The parties may terminate the SPA upon mutual consent. MJA may terminate the SPA for (i) a material breach, inaccuracy in or failure to perform any representations, warranty, covenant or agreement made by Akerna that would give rise to a failure of the closing conditions, (ii) impossibility of closing conditions, (iii) failure to obtain the approval of the Akerna stockholders, (iv) a change in the Board's recommendation of the Sale Transaction to the stockholders or failure to hold the stockholders meeting, (v) the Board changing its recommendation and accepting a superior offer, and (vi) failure to close. Akerna may terminate the SPA for (i) a material breach, inaccuracy in or failure to perform any representations, warranty, covenant or agreement made by MJA that would give rise to a failure of the closing conditions, (ii) impossibility of closing conditions, and (iii) acceptance of a superior offer.
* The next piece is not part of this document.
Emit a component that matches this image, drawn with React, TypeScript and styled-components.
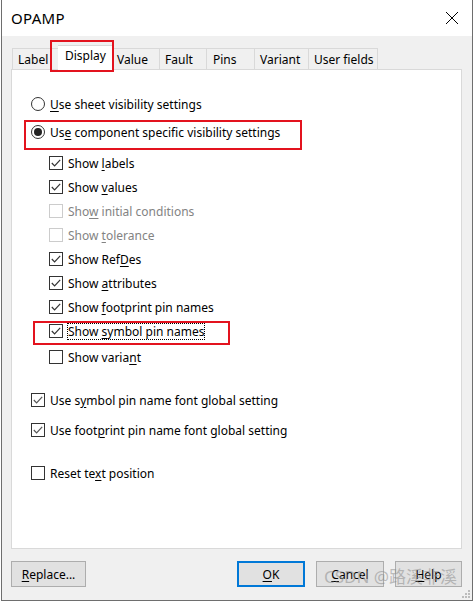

In the event that MJA or Akerna terminates the SPA pursuant to certain of the sections set forth above, Akerna will be required to pay MJA a termination fee . . .

Item 1.02 Termination of a Material Definitive Agreement.

On April 5, 2023, Akerna terminated its securities purchase agreement dated January 27, 2023 (the "POSaBIT SPA") by and between Akerna, Akerna Canada Ample Exchange Inc. and POSaBIT Systems Corp. ("POSaBIT"). Akerna terminated the POSaBIT SPA pursuant to section 9.01(c)(iii) thereof, because the Board of Directors of Akerna determined that the offer letter of Alleaves Inc. delivered to the Board of Directors on March 17, 2023, which ultimately resulted in the SPA with MJA described in Item 1.01 above, was or was likely to result in a "Superior Offer" under the terms of the POSaBIT SPA and therefore the Board of Directors had a fiduciary obligation to Akerna's securityholders to terminate the POSaBIT SPA to pursue that offer. As a result of the termination, Akerna owes POSaBIT a termination fee of $140,000 and payment of up to $60,000 in reasonable fees and expenses of POSaBIT within 10 Business Days of receipt of reasonable documentation supporting such fees and expenses.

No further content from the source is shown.